= Chicago Seven (architects) =

First-generation post-modern group of architects in Chicago

The Chicago Seven was a first-generation postmodern group of architects in Chicago. The original Seven were Stanley Tigerman, Larry Booth, Stuart Cohen, Ben Weese, James Ingo Freed, Tom Beeby and James L. Nagle.

==Motivation==
Rebelling against the oppressive institutionalized predominance of the doctrine of modernism, as represented by the followers of Ludwig Mies van der Rohe, the Chicago Seven architects were looking for new forms, a semantic content and historical references in their buildings. Nagle commented on the state of affairs that prompted the intervention of the Chicago Seven: "It wasn't Mies that got boring. It was the copiers that got boring,... You got off an airplane in the 1970s, and you didn't know where you were."

The Seven brought their ideas to a broader audience through their teaching, exhibitions and symposia. At least three (Tigerman, Booth and Beeby) taught at the University of Illinois Chicago in the early 1980s.

==Origins, development and further members==
The nucleus of the group formed in protest against the travelling exhibition One Hundred Years of Architecture in Chicago about to be shown in 1976 at the Museum of Contemporary Art, Chicago. The organizers put such an exclusive emphasis on the role played by Mies, his predecessors and followers, that it distorted the historical reality. This aroused the criticism of Tigerman, Cohen, Booth and Weese who simultaneously mounted a counter-show in the Time-Life Building which attracted nationwide attention.

Quickly dubbed the Chicago Four, with the addition of Freed, Beeby and Nagle, they soon expanded into the Chicago Seven. They embraced this name as it paid homage to the anti-Vietnam war protesters known as the Chicago Seven who stood trial in the city from September 1969 until February 1970.

The name stuck even after they were joined by Helmut Jahn for the 1978 project "the exquisite corpse" which produced variations on the Chicago townhouse to "demonstrate the harmonious variety of a cityscape allowed to develop through minimally controlled 'accident'." These townhouses were characterised by their abandoning the modernist rules, the modification of the structural grid, the introduction of barrel vaults and historical references. As Nagle put it, "a lot of it really had to do with history... The appreciation of history made us all much better architects." Beeby's townhouse was strongly influenced by Palladio and the facade even sported a Serliana.

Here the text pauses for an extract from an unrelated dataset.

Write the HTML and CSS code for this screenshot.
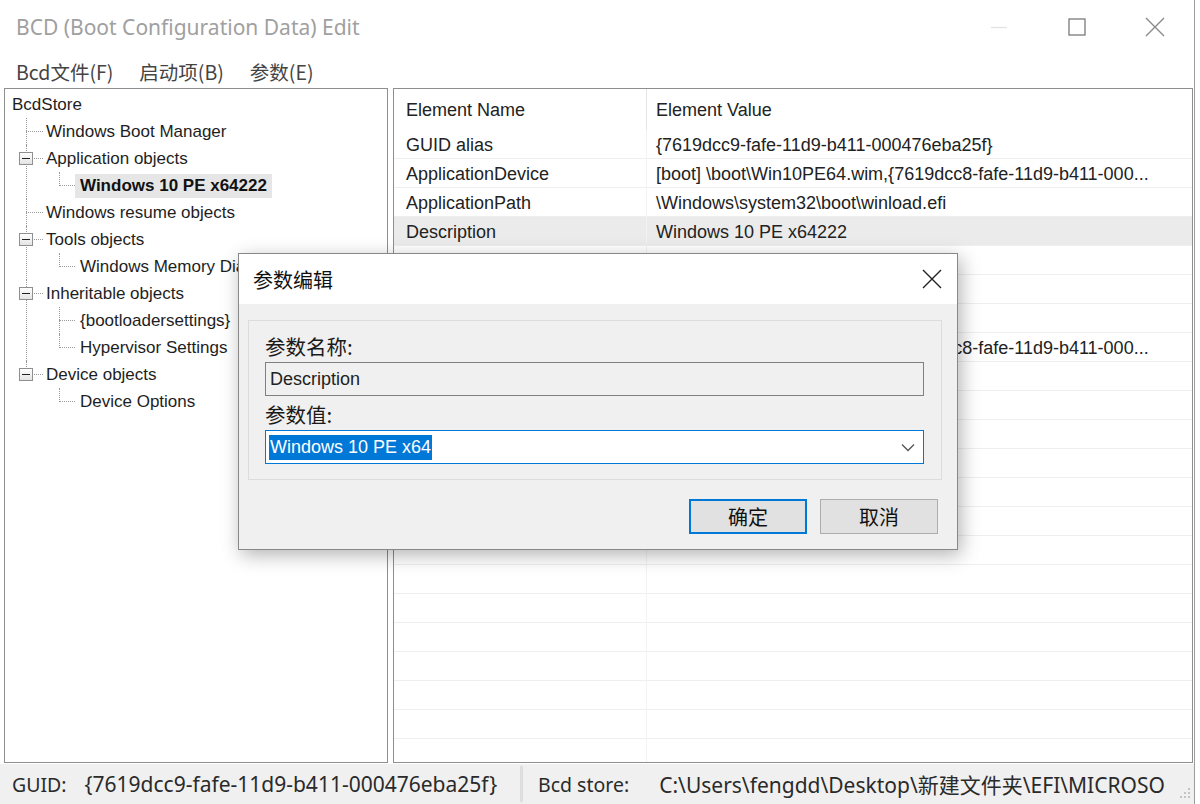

The group was further enlarged by the inclusion of Gerald Horn, Kenneth Schroeder and Cynthia Weese. However, the members were a heterogeneous bunch and, according to Beeby, "didn't agree on anything". Yet, "despite the reliance on form, sometimes ironic and sometimes nostalgic, this was the first broadly conceptualized alternative to Chicago's modernist architectural canon."

==Aftermath==
In 2005, the Chicago Architectural Club organized a reunion of the Chicago Seven at Chicago's Museum of Contemporary Art, Celebrating 25 Years of the Chicago Seven, to discuss the contemporary state of Chicago architecture. Tigerman did not attend.